Golden sheen sapphire, (or goldsheen sapphire) is a variety of corundum.  Goldsheen sapphire has been tested and confirmed in lab reports as "natural sapphire" by GIA, GIT, GRS, AIGS, Tokio gem labs and Lotus. 

Goldsheen sapphire has a golden shine, almost like metal. Translucent blue, green or yellow material is sometimes present together with the gold. Particularly prominent is hematite which will often result in the formation of geometric hexagonal patterns within the gemstone crystal.

Evidence

Several articles, including the Journal of Gemmology state that gold sheen sapphire is high in iron and titanium oxide.
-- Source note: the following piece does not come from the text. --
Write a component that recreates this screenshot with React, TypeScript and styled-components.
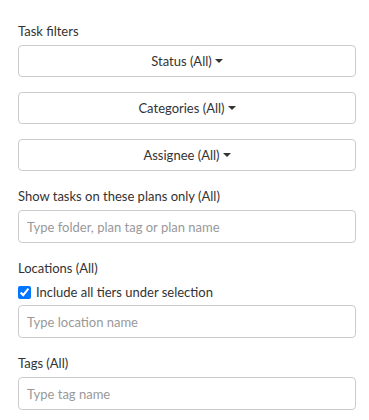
import styled, { createGlobalStyle } from 'styled-components';

const GlobalStyle = createGlobalStyle`
  body {
    margin: 0;
    background: #fff;
    font-family: Lato, "Open Sans", sans-serif;
    font-size: 13px;
    line-height: 20px;
    color: #333;
  }
  * {
    box-sizing: border-box;
  }
`;

const Panel = styled.div`
  width: 338px;
  margin-left: 18px;
  padding-top: 21px;
  display: flex;
  flex-direction: column;
`;

const Section = styled.div`
  display: flex;
  flex-direction: column;
  margin-bottom: 15px;
`;

const SectionLabel = styled.label`
  display: block;
  font-weight: normal;
  margin-bottom: 4px;
`;

const FilterButton = styled.button`
  height: 32px;
  width: 100%;
  border: 1px solid #ccc;
  border-radius: 4px;
  background: #fff;
  color: #333;
  font-family: inherit;
  font-size: 13px;
  display: flex;
  align-items: center;
  justify-content: center;
  padding: 0 12px;
  margin-bottom: 15px;
  cursor: pointer;
  &:last-child {
    margin-bottom: 0;
  }
`;

const Caret = styled.span`
  display: inline-block;
  width: 0;
  height: 0;
  margin-left: 3px;
  border-top: 4px solid #333;
  border-left: 4px solid transparent;
  border-right: 4px solid transparent;
`;

const TextInput = styled.input`
  height: 33px;
  width: 100%;
  border: 1px solid #ccc;
  border-radius: 4px;
  padding: 0 8px;
  font-family: inherit;
  font-size: 13px;
  color: #333;
  outline: none;
  &::placeholder {
    color: #999;
  }
`;

const CheckRow = styled.label`
  display: flex;
  align-items: center;
  height: 20px;
  margin-bottom: 3px;
  input {
    width: 13px;
    height: 13px;
    margin: 0 5px 0 0;
  }
`;

const filters = ['Status (All)', 'Categories (All)', 'Assignee (All)'];

export default function App() {
  return (
    <>
      <GlobalStyle />
      <Panel>
        <Section>
          <SectionLabel>Task filters</SectionLabel>
          {filters.map((f) => (
            <FilterButton key={f}>
              {f}
              <Caret />
            </FilterButton>
          ))}
        </Section>
        <Section>
          <SectionLabel>Show tasks on these plans only (All)</SectionLabel>
          <TextInput placeholder="Type folder, plan tag or plan name" />
        </Section>
        <Section>
          <SectionLabel>Locations (All)</SectionLabel>
          <CheckRow>
            <input type="checkbox" defaultChecked />
            Include all tiers under selection
          </CheckRow>
          <TextInput placeholder="Type location name" />
        </Section>
        <Section>
          <SectionLabel>Tags (All)</SectionLabel>
          <TextInput placeholder="Type tag name" />
        </Section>
      </Panel>
    </>
  );
}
It has inclusions of ilmenite, hematite (gold color) and magnetite (black). It exhibits asterism and hexagonal growth, a lack of UV fluorescence, healed fractures and polysynthetic twinning (parallel lines). Declared as a "new variety" in 2015, goldsheen has a stronger golden shine than other material and sometimes has blue and gold in the same stone.

Source

Previously, it was claimed in the Journal of Gemmology (JoG), that the source is a depleted mine in Kenya close to the border of Somalia. TJN Colors, GIT and In Color  also previously published that the origin was Kenya. However, GIA Tokyo  and Gems and Jewellery  stated in 2018 that the location is not known. GIA  and JoG  mention that there is no evidence of gemstone deposits in the flat border region near Somalia. Only two people are known to have acquired Goldsheen Sapphire rough stone. Tanzim Khan purchased the largest amount from an African trader, who agreed not to sell to anyone else. However, Loz Charles also met this African and purchased a smaller amount from him at a later date. The search for the secret mine goes on!

Optical effects
Gold Sheen Sapphire has a subtle effect of color change. This means that the golden surface shines strongly when the light hits it directly. It will also reflect the color of light being shined. What this means is that it will look different under cold white light as compared to more natural soft yellow light.

Heating and treatment

Golden sheen sapphire is not heated or treated. Testing of heat treatment on sample batches has resulted in diminishment of the gold sheen effect, reducing the appeal of the gemstone.

Use in jewelry

Golden sheen sapphire has been used in jewelry production by companies including:
 Audley-Charles
 William Travis Jewelry
 TVSN Australia
 David Yurman
 Cartier
 John Hardy

Awards 
In 2016 a gold sheen sapphire ring by William Travis Jewelry won the American Gem Trade Association Savor Silver Award, Men's Wear.